Making connectivity available in the least developed countries of the world is one of the main challenges we face to bridge the digital divide. The fight to reduce it is still going on; research and novel solutions keep being developed.



We learn from the World Economic Forum article “Airships could boost internet coverage” that blockchain-based telecommunications company World Mobile is partnering with balloon manufacturer Altaeros to assess a new technology, through which low-altitude airships provide basic internet coverage to those communities currently lacking it, especially to those living in low- and middle-income countries. If successful, the balloons could be rolled out across Tanzania and twelve other countries in sub-Saharan Africa. The blimps will be supported by ground networks and internet coverage will reach thirteen countries in Africa. Hopefully, this system will represent one crucial step towards closing the digital divide and might pave the way to provide internet to other African countries.


Only 10% of households in low-income African countries can be identified as fixed broadband subscribers, whereas other middle-income and high-income countries range between 70 and 90 per cent. It can be questioned how the blimps can remain for a long time in the sky. Over time they will need to refuel, although a blimp can stay aloft for nearly 2 weeks; when it needs refuelling, the users could rely on further airships to stay connected during downtime.


A recent World Bank Survey in more than twenty low-middle income countries in Africa, Asia and Latin America shows that near 70% of the population in those regions do not understand, or do not know how to use the internet. This skills gap proves to be a disadvantage especially to those who own small and medium businesses.


The blimps and the subsequent internet availability will serve to encourage previously unconnected people to learn and acquire more skills. Access to the internet means access to information, education, training, networking, and other resources that could help create a brighter future for families, learners, farmers, business owners and anyone interested in widening their digital skills and opportunities.

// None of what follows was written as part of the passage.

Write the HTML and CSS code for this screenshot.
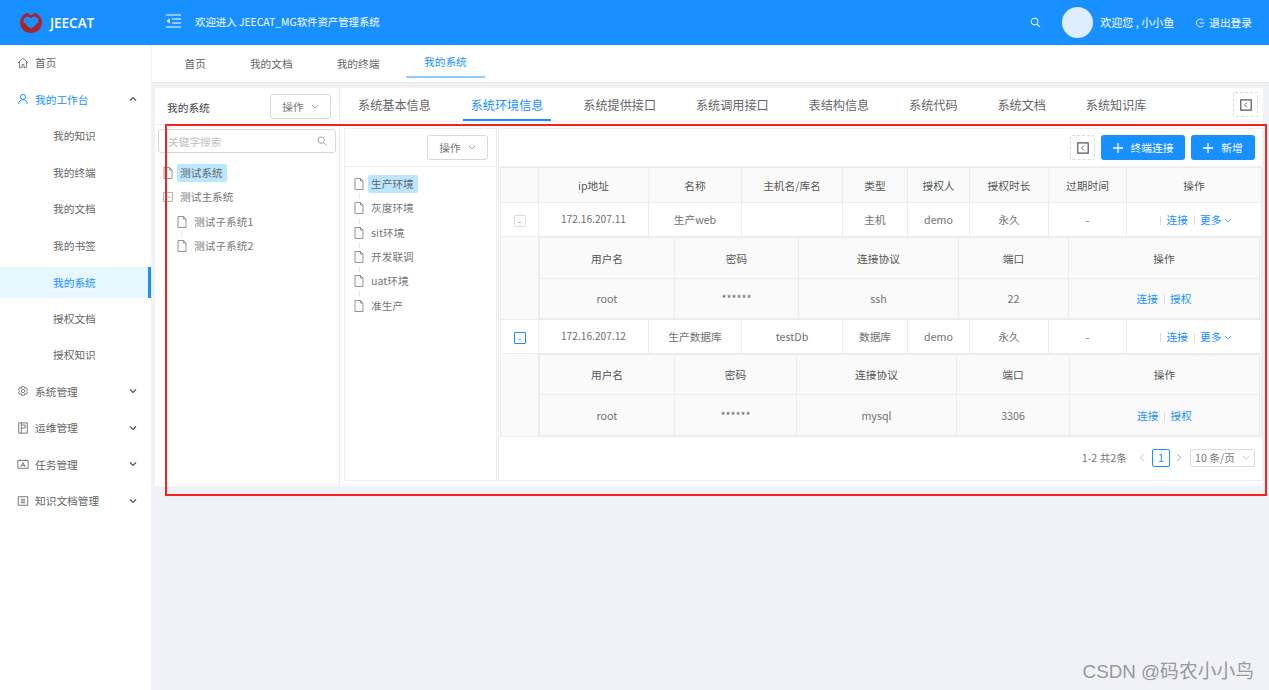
FILE: index.html
```html
<!DOCTYPE html>
<html lang="zh">
<head>
<meta charset="utf-8">
<title>JEECAT</title>
<link rel="stylesheet" href="styles.css">
</head>
<body>
<header class="topbar">
  <div class="brand">
    <svg class="logo" viewBox="0 0 24 22"><path d="M8 .8A11 10.500 0 1 0 16 .8L12 3.500Z" fill="#a6252f"/><path d="M12 6.500C9.500 3.500 4.500 4.800 4.500 9C4.500 12 8 15 12 18C16 15 19.500 12 19.500 9C19.500 4.800 14.500 3.500 12 6.500Z" fill="#1890ff"/><path d="M12 9.500C10 7 7 8 7 10C7 11.500 9 13.500 12 16C15 13.500 17 11.500 17 10C17 8 14 7 12 9.500Z" fill="#a6252f" opacity="0"/><path d="M5.500 10.500C7 13 9.500 15 12 16.500C14.500 15 17 13 18.500 10.500L20 12.500C17.500 15.500 14.500 18 12 19.500C9.500 18 6.500 15.500 4 12.500Z" fill="#a6252f"/></svg>
    <span class="brand-name">JEECAT</span>
  </div>
  <svg class="collapse" viewBox="0 0 16 14"><path d="M1 1h15M7 5h9M7 9h9M1 13h15" stroke="#fff" stroke-width="1.200" fill="none"/><path d="M5 4.500 L1.500 7 L5 9.500Z" fill="#fff"/></svg>
  <span class="welcome">欢迎进入 JEECAT_MG软件资产管理系统</span>
  <div class="top-right">
    <svg class="top-search" viewBox="0 0 12 12"><circle cx="5" cy="5" r="3.600" fill="none" stroke="#fff" stroke-width="1.100"/><path d="M8 8l3 3" stroke="#fff" stroke-width="1.100"/></svg>
    <span class="avatar"></span>
    <span class="hello">欢迎您 , 小小鱼</span>
    <svg class="logout" viewBox="0 0 12 12"><path d="M10 2.800A4.800 4.800 0 1 0 10 9.200" fill="none" stroke="#fff" stroke-width="1"/><path d="M5.500 6H11" stroke="#fff" stroke-width="1"/></svg>
    <span class="logout-text">退出登录</span>
  </div>
</header>

<div class="body">
  <nav class="sidebar">
    <a class="menu"><svg class="mi" viewBox="0 0 14 14"><path d="M1 7L7 1.500 13 7M3 5.500V12.500H5.800V9H8.200V12.500H11V5.500" fill="none" stroke="#666" stroke-width="1"/></svg><span>首页</span></a>
    <a class="menu open"><svg class="mi" viewBox="0 0 14 14"><circle cx="7" cy="4.500" r="3" fill="none" stroke="#1890ff" stroke-width="1.100"/><path d="M2 13c0-3.200 2.200-5.200 5-5.200s5 2 5 5.200" fill="none" stroke="#1890ff" stroke-width="1.100"/></svg><span>我的工作台</span><svg class="arrow" viewBox="0 0 8 8"><path d="M1 5.500L4 2.500 7 5.500" fill="none" stroke="#555" stroke-width="1.200"/></svg></a>
    <a class="sub">我的知识</a>
    <a class="sub">我的终端</a>
    <a class="sub">我的文档</a>
    <a class="sub">我的书签</a>
    <a class="sub active">我的系统</a>
    <a class="sub">授权文档</a>
    <a class="sub">授权知识</a>
    <a class="menu"><svg class="mi" viewBox="0 0 14 14"><path d="M5.500 1h3l.5 1.800 1.800-.6 1.500 2.600-1.400 1.200 1.400 1.200-1.500 2.600-1.800-.6-.5 1.800h-3l-.5-1.800-1.800.6-1.500-2.600L3.100 6 1.700 4.800l1.500-2.600 1.800.6Z" transform="translate(0 1)" fill="none" stroke="#666" stroke-width="1"/><circle cx="7" cy="7" r="2" fill="none" stroke="#666" stroke-width="1"/></svg><span>系统管理</span><svg class="arrow" viewBox="0 0 8 8"><path d="M1 2.500L4 5.500 7 2.500" fill="none" stroke="#555" stroke-width="1.200"/></svg></a>
    <a class="menu"><svg class="mi" viewBox="0 0 14 14"><path d="M2 1h10v12H2ZM5 1v12M5 3.500h4.500v3.500H5" fill="none" stroke="#666" stroke-width="1"/></svg><span>运维管理</span><svg class="arrow" viewBox="0 0 8 8"><path d="M1 2.500L4 5.500 7 2.500" fill="none" stroke="#555" stroke-width="1.200"/></svg></a>
    <a class="menu"><svg class="mi" viewBox="0 0 14 14"><path d="M1 3h12v9H1ZM4 3V1.500M10 3V1.500M4.500 10.500l2.500-5 2.500 5M5.500 8.500h3" fill="none" stroke="#666" stroke-width="1"/></svg><span>任务管理</span><svg class="arrow" viewBox="0 0 8 8"><path d="M1 2.500L4 5.500 7 2.500" fill="none" stroke="#555" stroke-width="1.200"/></svg></a>
    <a class="menu"><svg class="mi" viewBox="0 0 14 14"><path d="M1.500 2h11v10h-11ZM4.500 5h5M4.500 7h5M4.500 9h5" fill="none" stroke="#666" stroke-width="1"/></svg><span>知识文档管理</span><svg class="arrow" viewBox="0 0 8 8"><path d="M1 2.500L4 5.500 7 2.500" fill="none" stroke="#555" stroke-width="1.200"/></svg></a>
  </nav>

  <main class="main">
    <div class="pagetabs">
      <span class="ptab">首页</span>
      <span class="ptab">我的文档</span>
      <span class="ptab">我的终端</span>
      <span class="ptab on">我的系统</span>
    </div>

    <div class="workspace">
      <aside class="treepane">
        <div class="treehead">
          <span class="treetitle">我的系统</span>
          <button class="opbtn">操作<svg class="chev" viewBox="0 0 10 6"><path d="M1 1l4 4 4-4" fill="none" stroke="#888" stroke-width="1"/></svg></button>
        </div>
        <div class="search">
          <span>关键字搜索</span>
          <svg viewBox="0 0 12 12"><circle cx="5" cy="5" r="3.800" fill="none" stroke="#999" stroke-width="1.100"/><path d="M8 8l3 3" stroke="#999" stroke-width="1.100"/></svg>
        </div>
        <ul class="tree">
          <li class="tnode"><svg class="file" viewBox="0 0 10 12"><path d="M1 .5h5.500L9 3v8.500H1ZM6.500 .5V3H9" fill="none" stroke="#888" stroke-width=".9"/></svg><span class="tlabel sel">测试系统</span></li>
          <li class="tnode"><svg class="file" viewBox="0 0 10 12"><path d="M.5 1.500h9v9h-9ZM2.500 6h5" fill="none" stroke="#aaa" stroke-width=".9"/></svg><span class="tlabel">测试主系统</span></li>
          <li class="tnode child"><svg class="file" viewBox="0 0 10 12"><path d="M1 .5h5.500L9 3v8.500H1ZM6.500 .5V3H9" fill="none" stroke="#888" stroke-width=".9"/></svg><span class="tlabel">测试子系统1</span></li>
          <li class="tnode child linked"><svg class="file" viewBox="0 0 10 12"><path d="M1 .5h5.500L9 3v8.500H1ZM6.500 .5V3H9" fill="none" stroke="#888" stroke-width=".9"/></svg><span class="tlabel">测试子系统2</span></li>
        </ul>
      </aside>

      <section class="content">
        <div class="systabs">
          <span class="stab">系统基本信息</span>
          <span class="stab on">系统环境信息</span>
          <span class="stab">系统提供接口</span>
          <span class="stab">系统调用接口</span>
          <span class="stab">表结构信息</span>
          <span class="stab">系统代码</span>
          <span class="stab">系统文档</span>
          <span class="stab">系统知识库</span>
          <span class="foldbtn tabfold"><svg viewBox="0 0 12 12"><path d="M.8 .8h10.400v10.400H.8Z" fill="none" stroke="#555" stroke-width="1.200"/><path d="M7 3.500L4.500 6 7 8.500" fill="none" stroke="#555" stroke-width=".9"/></svg></span>
        </div>

        <div class="panes">
          <div class="envpane">
            <div class="envbar">
              <button class="opbtn">操作<svg class="chev" viewBox="0 0 10 6"><path d="M1 1l4 4 4-4" fill="none" stroke="#888" stroke-width="1"/></svg></button>
            </div>
            <ul class="envlist">
              <li class="tnode"><svg class="file" viewBox="0 0 10 12"><path d="M1 .5h5.500L9 3v8.500H1ZM6.500 .5V3H9" fill="none" stroke="#888" stroke-width=".9"/></svg><span class="tlabel sel">生产环境</span></li>
              <li class="tnode linked"><svg class="file" viewBox="0 0 10 12"><path d="M1 .5h5.500L9 3v8.500H1ZM6.500 .5V3H9" fill="none" stroke="#888" stroke-width=".9"/></svg><span class="tlabel">灰度环境</span></li>
              <li class="tnode linked"><svg class="file" viewBox="0 0 10 12"><path d="M1 .5h5.500L9 3v8.500H1ZM6.500 .5V3H9" fill="none" stroke="#888" stroke-width=".9"/></svg><span class="tlabel">sit环境</span></li>
              <li class="tnode linked"><svg class="file" viewBox="0 0 10 12"><path d="M1 .5h5.500L9 3v8.500H1ZM6.500 .5V3H9" fill="none" stroke="#888" stroke-width=".9"/></svg><span class="tlabel">开发联调</span></li>
              <li class="tnode linked"><svg class="file" viewBox="0 0 10 12"><path d="M1 .5h5.500L9 3v8.500H1ZM6.500 .5V3H9" fill="none" stroke="#888" stroke-width=".9"/></svg><span class="tlabel">uat环境</span></li>
              <li class="tnode linked"><svg class="file" viewBox="0 0 10 12"><path d="M1 .5h5.500L9 3v8.500H1ZM6.500 .5V3H9" fill="none" stroke="#888" stroke-width=".9"/></svg><span class="tlabel">准生产</span></li>
            </ul>
          </div>

          <div class="tablepane">
            <div class="tablebar">
              <span class="foldbtn"><svg viewBox="0 0 12 12"><path d="M.8 .8h10.400v10.400H.8Z" fill="none" stroke="#555" stroke-width="1.200"/><path d="M7 3.500L4.500 6 7 8.500" fill="none" stroke="#555" stroke-width=".9"/></svg></span>
              <button class="primary wide"><svg viewBox="0 0 10 10"><path d="M5 0v10M0 5h10" stroke="#fff" stroke-width="1.300"/></svg>终端连接</button>
              <button class="primary"><svg viewBox="0 0 10 10"><path d="M5 0v10M0 5h10" stroke="#fff" stroke-width="1.300"/></svg>新增</button>
            </div>

            <table class="grid outer">
              <colgroup><col class="c0"><col class="c1"><col class="c2"><col class="c3"><col class="c4"><col class="c5"><col class="c6"><col class="c7"><col class="c8"></colgroup>
              <thead>
                <tr><th></th><th>ip地址</th><th>名称</th><th>主机名/库名</th><th>类型</th><th>授权人</th><th>授权时长</th><th>过期时间</th><th>操作</th></tr>
              </thead>
              <tbody>
                <tr class="row">
                  <td><span class="expander">-</span></td><td class="num">172.16.207.11</td><td>生产web</td><td></td><td>主机</td><td>demo</td><td>永久</td><td>-</td>
                  <td class="acts"><span class="sep"></span><a>连接</a><span class="sep"></span><a>更多<svg class="morechev" viewBox="0 0 10 6"><path d="M1 1l4 4 4-4" fill="none" stroke="#1890ff" stroke-width="1"/></svg></a></td>
                </tr>
                <tr class="expanded">
                  <td class="gutter"></td>
                  <td colspan="8" class="nest">
                    <table class="grid inner first">
                      <colgroup><col class="n1"><col class="n2"><col class="n3"><col class="n4"><col class="n5"></colgroup>
                      <thead><tr><th>用户名</th><th>密码</th><th>连接协议</th><th>端口</th><th>操作</th></tr></thead>
                      <tbody><tr><td>root</td><td>******</td><td>ssh</td><td>22</td><td class="acts2"><a>连接</a><span class="sep"></span><a>授权</a></td></tr></tbody>
                    </table>
                  </td>
                </tr>
                <tr class="row">
                  <td><span class="expander hot">-</span></td><td class="num">172.16.207.12</td><td>生产数据库</td><td>testDb</td><td>数据库</td><td>demo</td><td>永久</td><td>-</td>
                  <td class="acts"><span class="sep"></span><a>连接</a><span class="sep"></span><a>更多<svg class="morechev" viewBox="0 0 10 6"><path d="M1 1l4 4 4-4" fill="none" stroke="#1890ff" stroke-width="1"/></svg></a></td>
                </tr>
                <tr class="expanded">
                  <td class="gutter"></td>
                  <td colspan="8" class="nest">
                    <table class="grid inner second">
                      <colgroup><col class="n1"><col class="n2"><col class="n3"><col class="n4"><col class="n5"></colgroup>
                      <thead><tr><th>用户名</th><th>密码</th><th>连接协议</th><th>端口</th><th>操作</th></tr></thead>
                      <tbody><tr><td>root</td><td>******</td><td>mysql</td><td>3306</td><td class="acts2"><a>连接</a><span class="sep"></span><a>授权</a></td></tr></tbody>
                    </table>
                  </td>
                </tr>
              </tbody>
            </table>

            <div class="pager">
              <span class="total">1-2 共2条</span>
              <svg class="pg" viewBox="0 0 6 10"><path d="M5 1L1 5l4 4" fill="none" stroke="#bbb" stroke-width="1"/></svg>
              <span class="pnum">1</span>
              <svg class="pg" viewBox="0 0 6 10"><path d="M1 1l4 4-4 4" fill="none" stroke="#999" stroke-width="1"/></svg>
              <span class="psize">10 条/页<svg class="chev" viewBox="0 0 10 6"><path d="M1 1l4 4 4-4" fill="none" stroke="#bbb" stroke-width="1"/></svg></span>
            </div>
          </div>
        </div>
      </section>
    </div>
  </main>
</div>

<div class="annotation"></div>
<div class="watermark">CSDN @码农小小鸟</div>
</body>
</html>
```
FILE: styles.css
```css
* { box-sizing: border-box; }
html, body { margin: 0; height: 100%; }
body {
  width: 1269px; height: 690px; overflow: hidden; position: relative;
  background: #f0f2f5; color: #666;
  font: 10.7px/1.4 "Noto Sans CJK SC", "Noto Sans", sans-serif;
}
ul { list-style: none; margin: 0; padding: 0; }
button { font: inherit; cursor: pointer; }
a { color: inherit; text-decoration: none; }

.topbar { height: 45px; background: #1890ff; color: #fff; display: flex; align-items: center; }
.brand { width: 165px; display: flex; align-items: center; padding-left: 19px; flex: none; }
.logo { width: 24px; height: 22px; }
.brand-name { margin-left: 7px; font: 600 13.5px "Open Sans", sans-serif; }
.collapse { width: 16px; height: 14px; margin-top: -4px; }
.welcome { margin-left: 14px; margin-top: -1px; font-size: 10.4px; }
.top-right { margin-left: auto; display: flex; align-items: center; padding-right: 17px; }
.top-search { width: 11px; height: 11px; }
.avatar { width: 31px; height: 31px; border-radius: 50%; background: #dceeff; margin-left: 21px; }
.hello { margin-left: 7px; font-size: 11px; }
.logout { width: 10px; height: 10px; margin-left: 21px; }
.logout-text { margin-left: 4px; }

.body { display: flex; height: 645px; }
.sidebar { width: 151px; flex: none; background: #fff; }
.menu { height: 36.5px; display: flex; align-items: center; padding-left: 17px; color: #666; }
.menu:first-child { margin-top: -.6px; }
.menu.open { color: #1890ff; }
.mi { width: 12px; height: 12px; margin-right: 6px; flex: none; }
.arrow { width: 8px; height: 8px; margin-left: auto; margin-right: 14px; }
.sub { height: 36.5px; display: flex; align-items: center; padding-left: 53px; }
.sub.active { background: #e6f7ff; color: #1890ff; border-right: 3px solid #1890ff; height: 30.5px; margin: 3.6px 0 2.4px; }

.main { flex: 1; min-width: 0; padding-left: 1px; }
.pagetabs { height: 38px; background: #fff; display: flex; padding-left: 10.5px; border-bottom: 1px solid #e8e8e8; }
.ptab { padding: 0 22px; display: flex; align-items: center; justify-content: center; }
.ptab.on { color: #1890ff; border-bottom: 2px solid #91caff; width: 79px; padding: 2px 0 0; margin-left: 4.5px; height: 33px; }

.workspace { margin: 5px 6px 0 3px; height: 398px; background: #fff; display: flex; }
.treepane { width: 185px; flex: none; border-right: 1px solid #eceef1; }
.treehead { height: 37px; display: flex; align-items: center; justify-content: space-between; padding: 1px 8px 0 12px; border-bottom: 1px solid #f2f2f2; }
.treetitle { color: #444; margin-top: 1px; }
.opbtn { height: 25px; width: 61px; background: #fff; color: #777; border: 1px solid #d9d9d9; border-radius: 3px; display: flex; align-items: center; justify-content: center; gap: 7px; padding: 0; }
.chev { width: 8px; height: 5px; }
.search { margin: 4px 3px 0 3px; height: 24px; border: 1px solid #d9d9d9; border-radius: 3px; display: flex; align-items: center; justify-content: space-between; padding: 0 8px 0 9px; color: #bfbfbf; }
.search svg { width: 10px; height: 10px; }

.tree { padding: 8px 0 0 8px; }
.envlist { padding: 5px 0 0 9px; }
.tnode { height: 24.3px; display: flex; align-items: center; position: relative; }
.tnode.child { padding-left: 14px; }
.tnode.linked::before { content: ""; position: absolute; left: 5px; top: -3px; width: 1px; height: 6px; background: #e8e8e8; }
.tnode.child.linked::before { left: 18px; }
.file { width: 10px; height: 12px; flex: none; margin-right: 4px; }
.tlabel { padding: 0 4px 0 3px; line-height: 18px; color: #777; }
.tlabel.sel { background: #bae7ff; color: #666; border-radius: 2px; }

.content { flex: 1; min-width: 0; display: flex; flex-direction: column; }
.systabs { height: 34px; flex: none; display: flex; align-items: flex-end; padding-left: 10px; border-bottom: 1px solid #eee; }
.stab { font-size: 12.15px; padding: 0 8px; height: 33px; line-height: 34px; margin-right: 23.8px; color: #666; white-space: nowrap; }
.stab.on { color: #1890ff; border-bottom: 2px solid #1890ff; }
.foldbtn { width: 25px; height: 25px; border: 1px dashed #d9d9d9; border-radius: 2px; display: flex; align-items: center; justify-content: center; background: #fff; }
.foldbtn svg { width: 12px; height: 12px; }
.tabfold { margin-left: auto; margin-right: 5px; align-self: center; }

.panes { flex: 1; display: flex; padding: 6px 0 5px 4px; gap: 1px; min-height: 0; }
.envpane { width: 153px; flex: none; border: 1px solid #eceef1; }
.envbar { height: 38px; display: flex; align-items: center; justify-content: flex-end; padding-right: 8px; border-bottom: 1px solid #eee; }
.tablepane { flex: 1; min-width: 0; border: 1px solid #eceef1; padding: 0 1px; }
.tablebar { height: 38px; display: flex; align-items: center; justify-content: flex-end; gap: 6px; padding-right: 7px; border-bottom: 1px solid #eee; margin: 0 -1px; }
.primary { height: 25px; width: 64px; border: 0; background: #1890ff; color: #fff; border-radius: 3px; display: flex; align-items: center; justify-content: center; gap: 8px; padding: 0; }
.primary.wide { width: 84px; }
.primary svg { width: 10px; height: 10px; }

.grid { border-collapse: collapse; table-layout: fixed; color: #717171; }
.grid th, .grid td { border: 1px solid #ececec; text-align: center; font-weight: 400; padding: 0; }
.outer { width: 761px; }
.c0 { width: 38px; } .c1 { width: 110px; } .c2 { width: 93px; } .c3 { width: 101px; }
.c4 { width: 65px; } .c5 { width: 62px; } .c6 { width: 79px; } .c7 { width: 78px; } .c8 { width: 135px; }
.outer > thead th { height: 35px; background: #fafafa; color: #555; }
.row td { height: 34px; background: #fff; }
.grid .num { font-size: 10.2px; }
.expanded > td { background: #fafafa; }
.inner { width: 720px; }
.inner th { height: 41px; background: #fafafa; color: #555; }
.inner td { height: 40px; background: #fafafa; }
.second th { height: 40px; }
.second td { height: 41px; }
.first .n1 { width: 135px; } .first .n2 { width: 124px; } .first .n3 { width: 160px; } .first .n4 { width: 110px; } .first .n5 { width: 191px; }
.second .n1 { width: 135px; } .second .n2 { width: 122px; } .second .n3 { width: 160px; } .second .n4 { width: 113px; } .second .n5 { width: 190px; }
.expander { width: 12px; height: 12px; display: inline-flex; align-items: center; justify-content: center; border: 1px solid #ddd; border-radius: 1px; font-size: 9px; line-height: 1; color: #777; vertical-align: middle; }
.expander.hot { border-color: #1890ff; color: #1890ff; }
.acts a, .acts2 a { color: #1890ff; }
.grid .acts { padding-right: 1px; }
.sep { display: inline-block; width: 1px; height: 9px; background: #ddd; margin: 0 5.5px; vertical-align: -1px; }
.morechev { width: 8px; height: 5px; margin-left: 3px; vertical-align: 1px; }

.pager { display: flex; align-items: center; justify-content: flex-end; height: 41px; padding-right: 6px; color: #777; }
.total { margin-right: 12px; }
.pg { width: 6px; height: 9px; }
.pnum { width: 18px; height: 18px; border: 1px solid #1890ff; border-radius: 2px; color: #1890ff; display: flex; align-items: center; justify-content: center; margin: 0 6px 0 7px; }
.psize { width: 65px; height: 18px; border: 1px solid #d9d9d9; border-radius: 2px; display: flex; align-items: center; justify-content: space-between; padding: 0 4px; margin-left: 8px; }

.annotation { position: absolute; left: 165px; top: 124px; width: 1102px; height: 372px; border: 2px solid #f5221f; pointer-events: none; }
.watermark { position: absolute; right: 15px; bottom: 7px; font: 18.8px "Liberation Sans", "Noto Sans CJK SC", sans-serif; color: #999; }
```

Farmer Charlie shares the aim to offer internet access to remote areas, particularly those inhabited by smallholder farmers, and to give them opportunities to gain experience and skills with and within their community. Farmer Charlie primarily offers connectivity to help them improve their agricultural and business activities, so that they could be aware of the right time to water their crops, to fertilise them or to monitor any disease by receiving weather and agronomic data. However, internet will be also an asset to exchange information amongst peers, give and receive advice, and create a stronger local farming community, which could empower the small farmers to manage their business better, from growing and harvesting their crops to pricing and selling them, to limiting waste, and processing agricultural produce. Farmer Charlie is eager to play its part in bridging the digital divide and we are looking at the best ways to do it through cost-effective, time-efficient, and adaptable means.